On 2010-01-12, Dirk Mast <condo...@gmail.com> wrote:
> Dirk Mast wrote:
>
>> Peter N. M. Hansteen wrote:
>
>>> the problem went away.  tcpdump output of successful and failing
>>> connetions would be instructive, along with the actual error messages,
>>> if any.
>
> Request to wiki (see those long timestamps), hope this helps_
>
> Jan 12 23:22:06.181513 PPPoE
>         code Session, version 1, type 1, id 0x0580, length 114
>         IP: 195.50.140.178.53 > x.x.x.x.18336: 26867 2/0/1 CNAME
> rr.esams.wikimedia.org., A 91.198.174.2 (84)
> Jan 12 23:22:06.184287 PPPoE
>         code Session, version 1, type 1, id 0x0580, length 62
>         IP: x.x.x.x.51519 > 91.198.174.2.80: S 126511392:126511392(0) win
> 5840 <mss 1460,sackOK,timestamp 6393340 0,nop,wscale 7> (DF)
        ^^^^^^^^

Your 'match in all scrub (no-df max-mss 1440)' is not affecting
the mss on these packets, take a close look at your ruleset to try
and work out why, though it might be as simple as removing 'in'..

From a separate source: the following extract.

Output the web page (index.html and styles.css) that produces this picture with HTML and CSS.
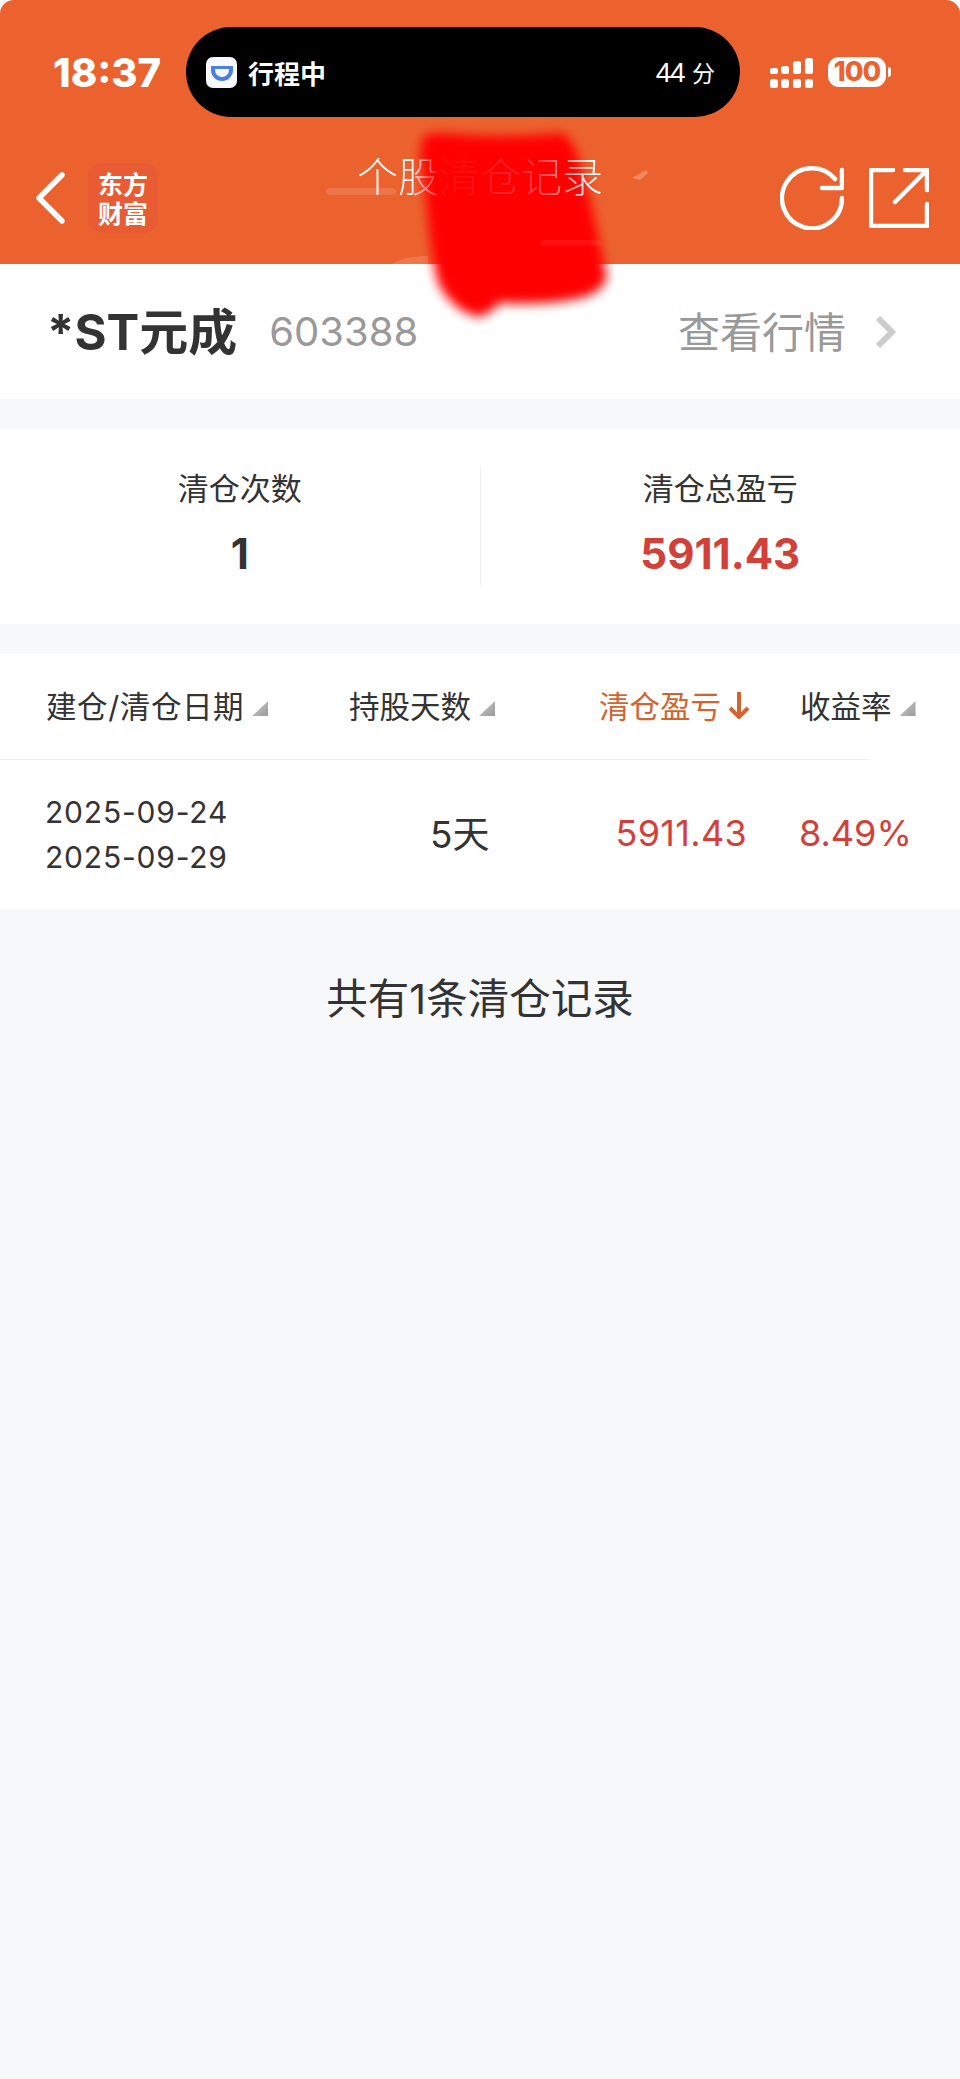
FILE: index.html
```html
<!DOCTYPE html>
<html>
<head lang="zh">
    <meta charset="UTF-8">
    <title>个股清仓记录</title>
    <link rel="stylesheet" href="styles.css">
</head>
<body>
<div class="page">
    <div class="header">
        <div class="status">
            <div class="time">18:37</div>
            <div class="island">
                <svg class="app-icon" viewBox="0 0 31 31">
                    <rect width="31" height="31" rx="7" fill="#f7f9fd"/>
                    <path d="M5 9h22v4a11 11 0 0 1-22 0z" fill="#4a7de6"/>
                    <path d="M9 12h14v1a7 7 0 0 1-14 0z" fill="#f7f9fd"/>
                </svg>
                <span class="trip">行程中</span>
                <span class="mins">44<small>分</small></span>
            </div>
            <svg class="signal" viewBox="0 0 45 31">
                <rect x="1" y="11" width="8" height="6" rx="2" fill="#fff"/>
                <rect x="1" y="22" width="8" height="9" rx="2.500" fill="#fff"/>
                <rect x="12" y="9" width="8" height="8" rx="2.500" fill="#fff"/>
                <rect x="12" y="22" width="8" height="9" rx="2.500" fill="#fff"/>
                <rect x="24" y="4" width="8" height="13" rx="2.500" fill="#fff"/>
                <rect x="24" y="22" width="8" height="9" rx="2.500" fill="#fff"/>
                <rect x="36" y="1" width="8" height="16" rx="2.500" fill="#fff"/>
                <rect x="36" y="22" width="8" height="9" rx="2.500" fill="#fff"/>
            </svg>
            <div class="battery"><span>100</span></div>
        </div>
        <div class="nav">
            <div class="nav-left">
                <svg class="back" viewBox="0 0 30 52"><path d="M27 3L4 26l23 23" fill="none" stroke="#fff" stroke-width="5.500" stroke-linecap="round" stroke-linejoin="round"/></svg>
                <div class="logo">东方<br>财富</div>
            </div>
            <div class="title">个股清仓记录</div>
            <div class="nav-right">
                <svg class="refresh" viewBox="0 0 64 64"><path d="M55 13A30 30 0 1 0 62 32" fill="none" stroke="#fff" stroke-width="4.500" stroke-linecap="round"/><path d="M62 4v18H42" fill="none" stroke="#fff" stroke-width="4.500" stroke-linecap="round" stroke-linejoin="round"/></svg>
                <svg class="share" viewBox="0 0 60 60"><path d="M24 2H2v56h56V36" fill="none" stroke="#fff" stroke-width="4.500" stroke-linecap="round" stroke-linejoin="round"/><path d="M36 2h22v20M58 2L26 34" fill="none" stroke="#fff" stroke-width="4.500" stroke-linecap="round" stroke-linejoin="round"/></svg>
            </div>
        </div>
    </div>

    <div class="stock">
        <div class="stock-name">*ST元成</div>
        <div class="stock-code">603388</div>
        <div class="stock-link">查看行情</div>
        <svg class="more" viewBox="0 0 22 34"><path d="M3 3l14 14L3 31" fill="none" stroke="#ccc" stroke-width="6"/></svg>
    </div>

    <div class="summary">
        <div class="summary-item">
            <div class="summary-label">清仓次数</div>
            <div class="summary-value">1</div>
        </div>
        <div class="summary-item divided">
            <div class="summary-label">清仓总盈亏</div>
            <div class="summary-value red">5911.43</div>
        </div>
    </div>

    <div class="records">
        <div class="thead">
            <div class="th date-head">建仓/清仓日期<i class="sort"></i></div>
            <div class="th">持股天数<i class="sort"></i></div>
            <div class="th active">清仓盈亏<svg class="arrow" viewBox="0 0 22 28"><path d="M11 1v25M2 17l9 9 9-9" fill="none" stroke="#d4642f" stroke-width="4"/></svg></div>
            <div class="th rate-head">收益率<i class="sort"></i></div>
        </div>
        <div class="line"></div>
        <div class="row">
            <div class="dates">2025-09-24<br>2025-09-29</div>
            <div class="days">5天</div>
            <div class="profit">5911.43</div>
            <div class="rate">8.49%</div>
        </div>
    </div>

    <div class="total">共有1条清仓记录</div>

    <svg class="scribble" viewBox="0 0 260 240">
        <defs><filter id="soft" x="-20%" y="-20%" width="140%" height="140%"><feGaussianBlur stdDeviation="5.500"/></filter></defs>
        <path d="M23 22C30 18 36 18 42 18C80 22 120 22 163 18C172 26 177 36 180 48C184 66 188 76 192 92C198 122 204 146 207 162C204 172 198 176 190 180C170 188 130 190 100 188C92 196 86 200 80 202C70 200 62 196 57 192C46 182 40 174 37 165C32 140 30 125 28 105C26 80 22 55 20 38z" fill="#ff0000" filter="url(#soft)"/>
    </svg>
    <svg class="smears" viewBox="0 0 960 264">
        <rect x="326" y="188" width="70" height="7" rx="3.500" fill="#fff" opacity=".12"/>
        <path d="M632 178l14-8 2 3-8 7z" fill="#fff" opacity=".25"/>
        <path d="M392 264c8-6 24-8 36-8v8z" fill="#fff" opacity=".14"/>
    </svg>
    <svg class="smears over" viewBox="0 0 960 264">
        <rect x="540" y="240" width="61" height="6" rx="3" fill="#fff" opacity=".06"/>
    </svg>
</div>
</body>
</html>
```

FILE: styles.css
```css
*{
    margin: 0px;
    padding: 0px;
    box-sizing: border-box;
}
body{
    background: #f7f8fa;
    font-family: "Inter", "Noto Sans CJK SC", sans-serif;
    color: #333;
}
.page{
    position: relative;
    width: 960px;
    height: 2079px;
    overflow: hidden;
    background: #f7f8fa;
}
.header{
    height: 264px;
    padding-top: 27px;
    background: #ec622f;
    border-radius: 14px 14px 0px 0px;
    color: #fff;
}
.status{
    display: flex;
    align-items: center;
    height: 90px;
}
.time{
    width: 186px;
    padding-left: 53px;
    font-size: 40px;
    font-weight: 800;
}
.island{
    display: flex;
    align-items: center;
    width: 554px;
    height: 90px;
    padding: 0px 25px 0px 20px;
    background: #000;
    border-radius: 45px;
}
.app-icon{
    width: 31px;
    height: 31px;
}
.trip{
    margin-left: 11px;
    font-size: 26px;
    font-weight: 700;
}
.mins{
    margin-left: auto;
    font-family: "Liberation Sans", sans-serif;
    font-size: 28px;
    letter-spacing: -1.500px;
}
.mins small{
    margin-left: 8px;
    font-family: "Noto Sans CJK SC", sans-serif;
    font-size: 23px;
    letter-spacing: 0px;
}
.signal{
    width: 45px;
    height: 31px;
    margin-left: 29px;
}
.battery{
    position: relative;
    width: 58px;
    height: 30px;
    margin-left: 14px;
    background: #fff;
    border-radius: 11px;
    color: #ec622f;
    font-size: 27px;
    font-weight: 800;
    line-height: 30px;
    text-align: center;
    letter-spacing: -1px;
}
.battery:after{
    content: "";
    position: absolute;
    right: -5px;
    top: 10px;
    width: 3px;
    height: 10px;
    background: #fff;
    border-radius: 0px 3px 3px 0px;
}
.nav{
    display: grid;
    grid-template-columns: 1fr auto 1fr;
    align-items: start;
    height: 147px;
    padding-top: 46px;
}
.nav-left{
    display: flex;
    align-items: center;
    padding-left: 35px;
}
.back{
    width: 30px;
    height: 52px;
}
.logo{
    width: 70px;
    height: 70px;
    margin-left: 23px;
    padding-top: 6px;
    background: #e95b33;
    border-radius: 14px;
    font-family: "Noto Sans CJK SC", sans-serif;
    font-size: 25px;
    font-weight: 700;
    line-height: 29px;
    text-align: center;
}
.title{
    position: relative;
    z-index: 2;
    margin-top: -6px;
    font-size: 41px;
    font-weight: 300;
    line-height: 41px;
    color: transparent;
    background: linear-gradient(90deg, #fff 0%, #fff 22%, #ff5a5a 30%, #ff0c0c 36%, #ff1010 48%, #ff2630 62%, #ff3a44 74%, #ff8a86 84%, #fff 95%);
    -webkit-background-clip: text;
    background-clip: text;
}
.nav-right{
    display: flex;
    justify-content: flex-end;
    align-items: center;
    gap: 25px;
    margin-top: 3px;
    padding-right: 31px;
}
.refresh{
    width: 64px;
    height: 64px;
}
.share{
    width: 60px;
    height: 60px;
}
.stock{
    display: flex;
    align-items: center;
    height: 135px;
    padding: 0px 63px 0px 47px;
    background: #fff;
}
.stock-name{
    margin-bottom: 6px;
    font-size: 49px;
    font-weight: 700;
}
.stock-code{
    margin-left: 32px;
    color: #999;
    font-size: 40px;
}
.stock-link{
    margin-left: auto;
    margin-bottom: 4px;
    color: #999;
    font-size: 42px;
}
.more{
    width: 22px;
    height: 34px;
    margin-left: 29px;
}
.summary{
    display: flex;
    height: 195px;
    margin-top: 30px;
    padding-top: 38px;
    background: #fff;
}
.summary-item{
    flex: 1;
    height: 118px;
    text-align: center;
}
.divided{
    border-left: 1px solid #f0f0f0;
}
.summary-label{
    font-size: 31px;
    line-height: 44px;
}
.summary-value{
    margin-top: 20px;
    font-size: 42px;
    font-weight: 700;
    line-height: 46px;
}
.red{
    color: #d3403a;
}
.records{
    height: 255px;
    margin-top: 30px;
    background: #fff;
}
.thead,.row{
    display: grid;
    grid-template-columns: 303px 250px 203px 1fr;
    padding-left: 46px;
    align-items: center;
}
.thead{
    height: 105px;
    padding-bottom: 4px;
}
.th{
    display: flex;
    align-items: center;
    font-size: 30.500px;
}
.sort{
    width: 16px;
    height: 15px;
    margin: 8px 0px 0px 8px;
    background: linear-gradient(135deg, #ccc, #999);
    clip-path: polygon(100% 0px, 100% 100%, 0px 100%);
}
.active{
    color: #d4642f;
}
.date-head{
    letter-spacing: .6px;
}
.rate-head{
    margin-left: -2px;
}
.arrow{
    width: 22px;
    height: 28px;
    margin-left: 7px;
}
.line{
    width: 869px;
    height: 1px;
    background: #eee;
}
.row{
    height: 149px;
}
.dates{
    margin-left: -1px;
    font-size: 30px;
    line-height: 45px;
    letter-spacing: .8px;
}
.days{
    padding-left: 81px;
    padding-bottom: 6px;
    font-size: 37px;
}
.profit,.rate{
    padding-bottom: 4px;
    color: #d3403a;
    font-size: 36px;
    text-align: right;
}
.profit{
    padding-right: 55px;
    letter-spacing: .3px;
}
.rate{
    margin-left: -3px;
    padding-right: 50px;
    white-space: nowrap;
}
.total{
    margin-top: 63px;
    font-size: 41.500px;
    line-height: 54px;
    text-align: center;
}
.scribble{
    position: absolute;
    left: 400px;
    top: 115px;
    width: 260px;
    height: 240px;
    z-index: 1;
}
.smears{
    position: absolute;
    left: 0px;
    top: 0px;
    width: 960px;
    height: 264px;
}
.over{
    z-index: 3;
}
```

> Peter N. M. Hansteen wrote:
>> lscarne...@veltrac.com.br writes:
>> 
>>> My script is very simple (as you will see below), but by some reason,
>>> my machines behind the firewall can't send large emails, or emails
>>> with attached files.
>> 
>> You don't offer any details of the other parts of the mail handling
>> setup, but my first suspect would be content filtering of some kind
>> kicks in noticeably only when there's attachments to be dechiphered.

If it's happening when sending everywhere, MTU/MSS problems are
more likely.


>> My other suspect is that
>> 
>>>     match in all scrub (no-df)
>> 
>> somehow tickles the receiving end the wrong way.  Others have reported
>> to me privately that going from 4.4 and
>> 
>> scrub in all
>> 
>> to 4.6 and
>> 
>> match in all scrub (reassemble tcp)
>> 
>> worked OK on most traffic, but slowed down some https traffic
>> horribly.  Then some apparently random experimentation lead to trying
>> different max-mss values and with
>> 
>> match in all scrub (no-df max-mss 1440)
>> 
>> the problem went away.  tcpdump output of successful and failing
>> connetions would be instructive, along with the actual error messages,
>> if any.

The sense of 'no-df' was inverted in 4.6, fixed in -current.

----------------------------
revision 1.120
date: 2009/09/01 15:51:06;  author: jsing;  state: Exp;  lines: +1 -1
Clear the IP_DF bit if no-df is enabled, not if it is not enabled.